Zuhd reflects a lack of want and desire for something, and wara’ is to abstain from something and guard against potential hazards. Yet both these qualities are nuanced and the correct course to take in assuming asceticism and piety is to abstain from unlawful acts and desires, while being moderate in all forms of worship. It is primarily knowing that adherence to the Sunnah preserves its followers from the blameworthy desirous self and the evil it harvests.
Indeed those who follow paths of religious innovation cannot escape falling into the traps of sins and being shackled by its chains because it is a consequence of following desires. It is for this reason, innovators are called people of desires; and while the path of the Sunnah is paved with knowledge, justice and guidance – the path of innovation is paved with ignorance, oppression, and pursuit of speculation and whatever the desirous self is apt to want.
This English translation of ‘Al-Zuhd wal Wara’ wal Ibādah’ is from the shorter works penned by Shaykh al-Islām Ibn Taymiyyah. Within it, he signposts profound points on self-purification in thorough detail, presenting a refreshing outline the reader can easily appreciate and administer in his his/her daily life.
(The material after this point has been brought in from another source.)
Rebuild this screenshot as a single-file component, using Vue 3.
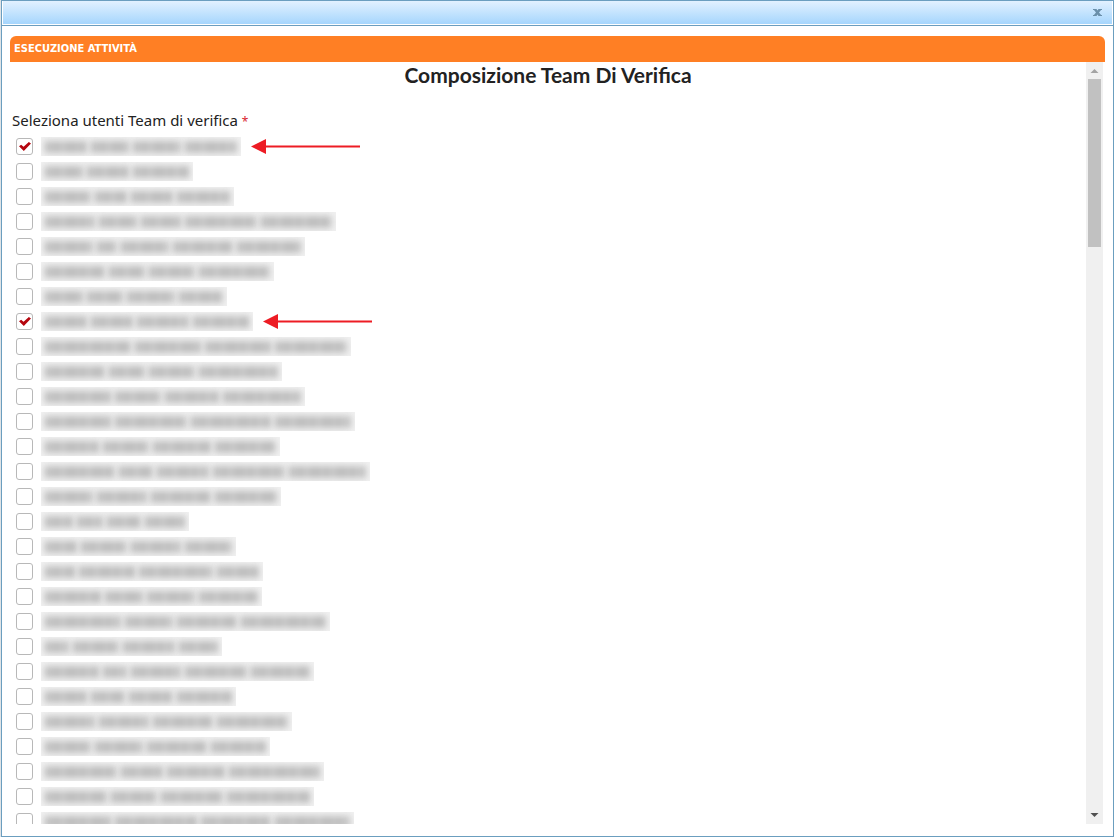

The author, Taqī Al-Dīn Abū’l-`Abbās Aḥmad ibn `Abdu’l-Salām ibn Taymiyyah al-Ḥarrānī (d. 728h) was a leading Ḥanbali scholar and a Mujtahid in his own right. His breadth of learning and depth of understanding was accepted by all of his peers and many of his biographers stated that he clearly surpassed the vast majority, if not all of the scholars of his time. He was a prolific writer and skilled orator. He was deeply religious and unwavering in his adherence to Islām and the Sunnah and repudiating all that opposed it.